Studio album by La Mafia
- Released: October 19, 1991
- Genre: Tejano
- Label: Sony
- Producer: Armando Lichtenberger Jr.

La Mafia chronology
| Homenaje a Javier Solís (1991) | Estas Tocando Fuego (1991) | Ahora y Siempre (1992) |

= Estas Tocando Fuego =

Estas Tocando Fuego (You're Touching Fire) is the sixteenth studio album by La Mafia. It was released on October 19, 1991. The album entered the Billboard Latin Regional Mexican chart at number sixteen. By March 21, 1992, it reached the number one position and stayed in that position for twenty-three weeks.
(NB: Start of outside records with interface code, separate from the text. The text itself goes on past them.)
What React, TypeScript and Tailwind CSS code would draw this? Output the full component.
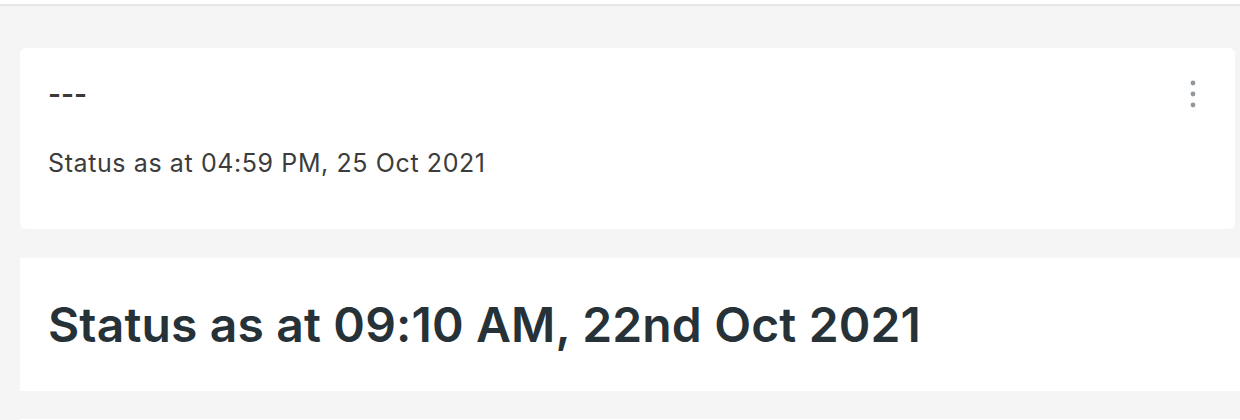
const font = { fontFamily: "Inter, 'Noto Sans', sans-serif" };

function MoreVert() {
  return (
    <svg width="8" height="30" viewBox="0 0 8 30" className="text-[#8e989e]">
      <circle cx="4" cy="4" r="2.4" fill="currentColor" />
      <circle cx="4" cy="15" r="2.4" fill="currentColor" />
      <circle cx="4" cy="26" r="2.4" fill="currentColor" />
    </svg>
  );
}

export default function App() {
  return (
    <div
      className="h-[420px] w-[1240px] overflow-hidden bg-[#f5f5f5] font-['Inter',sans-serif]"
    >
      <div className="h-[4px] bg-white" />
      <div className="h-[2px] bg-[#e6e6e6]" />

      <div className="pt-[42px] pl-[20px]">
        <div className="h-[181px] w-[1215px] rounded-md bg-white px-7 pt-7">
          <div className="flex items-start justify-between">
            <span className="text-[28px] leading-[36px] font-semibold text-[#3a3a3a]">
              ---
            </span>
            <span className="mt-[3px] mr-[10px]">
              <MoreVert />
            </span>
          </div>
          <p className="mt-[36px] text-[25px] leading-[30px] tracking-[0.6px] text-[#3c3c3c]">
            Status as at 04:59 PM, 25 Oct 2021
          </p>
        </div>

        <div className="mt-[29px] flex h-[133px] w-[1240px] items-center bg-white px-7">
          <h1 className="text-[48px] leading-[58px] font-semibold tracking-[0.15px] text-[#263238]">
            Status as at 09:10 AM, 22nd Oct 2021
          </h1>
        </div>

        <div className="mt-[28px] h-[40px] w-[1240px] bg-white" />
      </div>
    </div>
  );
}
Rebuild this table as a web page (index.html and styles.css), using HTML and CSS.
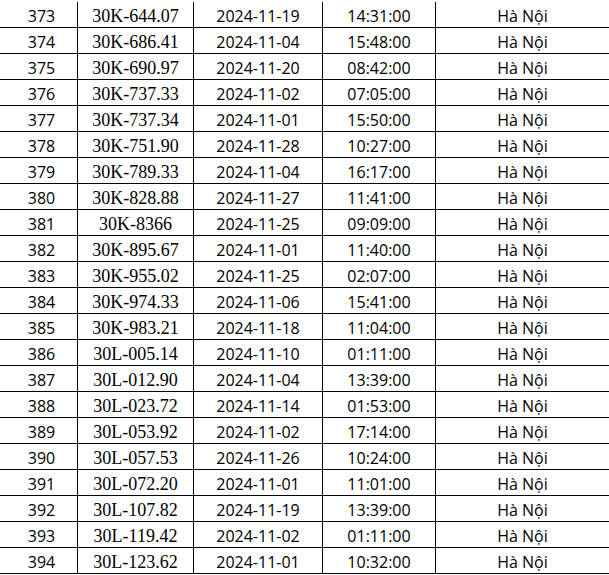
FILE: index.html
```html
<!DOCTYPE html>
<html lang="vi">
<head>
<meta charset="utf-8">
<title>Danh sách</title>
<link rel="stylesheet" href="styles.css">
</head>
<body>
<table class="list">
<colgroup><col class="c-no"><col class="c-plate"><col class="c-date"><col class="c-time"><col class="c-place"></colgroup>
<tbody>
<tr><td class="no">373</td><td class="plate">30K-644.07</td><td>2024-11-19</td><td>14:31:00</td><td>Hà Nội</td></tr>
<tr><td class="no">374</td><td class="plate">30K-686.41</td><td>2024-11-04</td><td>15:48:00</td><td>Hà Nội</td></tr>
<tr><td class="no">375</td><td class="plate">30K-690.97</td><td>2024-11-20</td><td>08:42:00</td><td>Hà Nội</td></tr>
<tr><td class="no">376</td><td class="plate">30K-737.33</td><td>2024-11-02</td><td>07:05:00</td><td>Hà Nội</td></tr>
<tr><td class="no">377</td><td class="plate">30K-737.34</td><td>2024-11-01</td><td>15:50:00</td><td>Hà Nội</td></tr>
<tr><td class="no">378</td><td class="plate">30K-751.90</td><td>2024-11-28</td><td>10:27:00</td><td>Hà Nội</td></tr>
<tr><td class="no">379</td><td class="plate">30K-789.33</td><td>2024-11-04</td><td>16:17:00</td><td>Hà Nội</td></tr>
<tr><td class="no">380</td><td class="plate">30K-828.88</td><td>2024-11-27</td><td>11:41:00</td><td>Hà Nội</td></tr>
<tr><td class="no">381</td><td class="plate">30K-8366</td><td>2024-11-25</td><td>09:09:00</td><td>Hà Nội</td></tr>
<tr><td class="no">382</td><td class="plate">30K-895.67</td><td>2024-11-01</td><td>11:40:00</td><td>Hà Nội</td></tr>
<tr><td class="no">383</td><td class="plate">30K-955.02</td><td>2024-11-25</td><td>02:07:00</td><td>Hà Nội</td></tr>
<tr><td class="no">384</td><td class="plate">30K-974.33</td><td>2024-11-06</td><td>15:41:00</td><td>Hà Nội</td></tr>
<tr><td class="no">385</td><td class="plate">30K-983.21</td><td>2024-11-18</td><td>11:04:00</td><td>Hà Nội</td></tr>
<tr><td class="no">386</td><td class="plate">30L-005.14</td><td>2024-11-10</td><td>01:11:00</td><td>Hà Nội</td></tr>
<tr><td class="no">387</td><td class="plate">30L-012.90</td><td>2024-11-04</td><td>13:39:00</td><td>Hà Nội</td></tr>
<tr><td class="no">388</td><td class="plate">30L-023.72</td><td>2024-11-14</td><td>01:53:00</td><td>Hà Nội</td></tr>
<tr><td class="no">389</td><td class="plate">30L-053.92</td><td>2024-11-02</td><td>17:14:00</td><td>Hà Nội</td></tr>
<tr><td class="no">390</td><td class="plate">30L-057.53</td><td>2024-11-26</td><td>10:24:00</td><td>Hà Nội</td></tr>
<tr><td class="no">391</td><td class="plate">30L-072.20</td><td>2024-11-01</td><td>11:01:00</td><td>Hà Nội</td></tr>
<tr><td class="no">392</td><td class="plate">30L-107.82</td><td>2024-11-19</td><td>13:39:00</td><td>Hà Nội</td></tr>
<tr><td class="no">393</td><td class="plate">30L-119.42</td><td>2024-11-02</td><td>01:11:00</td><td>Hà Nội</td></tr>
<tr><td class="no">394</td><td class="plate">30L-123.62</td><td>2024-11-01</td><td>10:32:00</td><td>Hà Nội</td></tr>
</tbody>
</table>
</body>
</html>
```
FILE: styles.css
```css
html, body {
  margin: 0;
  padding: 0;
  background: #ffffff;
}
body {
  overflow: hidden;
}
.list {
  border-collapse: collapse;
  table-layout: fixed;
  width: 610px;
  margin: 2px 0 0 -1px;
  font-family: "Open Sans", "Liberation Sans", sans-serif;
  font-size: 16px;
  color: #000;
}
.c-no { width: 78px; }
.c-plate { width: 116px; }
.c-date { width: 129px; }
.c-time { width: 113px; }
.c-place { width: 174px; }
.list td {
  border: 1px solid #000;
  height: 23px;
  padding: 2px 0 0 0;
  text-align: center;
  vertical-align: middle;
  line-height: 20px;
  white-space: nowrap;
}
.list tr:first-child td {
  border-top-style: hidden;
}
.list td.no {
  padding-left: 6px;
}
.list td.plate {
  font-family: "Liberation Serif", "Times New Roman", serif;
  font-size: 18px;
}
```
Estas Tocando Fuego became a phenomenal hit surpassing sales expectations every where. The record went on to become the first ever million selling album in the history of tejano music. The band's outstanding performance prompted Sony to present them with the prestigious Premio Cristal, created by the label to honor artist who attain worldwide sales in excess of 500,000 units for a single album. The album was certified triple platinum, and La Mafia earned Billboard and Premio Lo Nuestro band of the year. The album tied with Selena's Entre a Mi Mundo for best regional Mexican album of the year at Premio Lo Nuestro 1993.

==Track listing==

| No. | Title | Length |
|---|---|---|
| 1. | "Mi Llamada" | 3:31 |
| 2. | "Nuestra Cancion" | 3:24 |
| 3. | "Una Memoria" | 2:56 |
| 4. | "Aqui Esta Mi Amor" | 3:45 |
| 5. | "Olvidame" | 3:09 |
| 6. | "Estas Tocando Fuego" | 3:12 |
| 7. | "Como Me Duele Amor" | 3:10 |
| 8. | "Quiero Volver Contigo" | 2:57 |
| 9. | "Yo Te Amare" | 2:31 |
| 10. | "Yo Me Morire" | 3:01 |
| 11. | "Si Tu Me Quisieras" | 3:13 |
| 12. | "Mas Que Solo Amiga" | 2:52 |

==Charts==

| Chart (1991-1993) | Peak position |
|---|---|
| US Top Latin Albums (Billboard) | 30 |
| US Regional Mexican Albums (Billboard) | 1 |

==Certifications==

| Region | Certification | Certified units/sales |
| United States (RIAA) | Diamond (Latin) | 600,000^{‡} |
^{‡} Sales+streaming figures based on certification alone.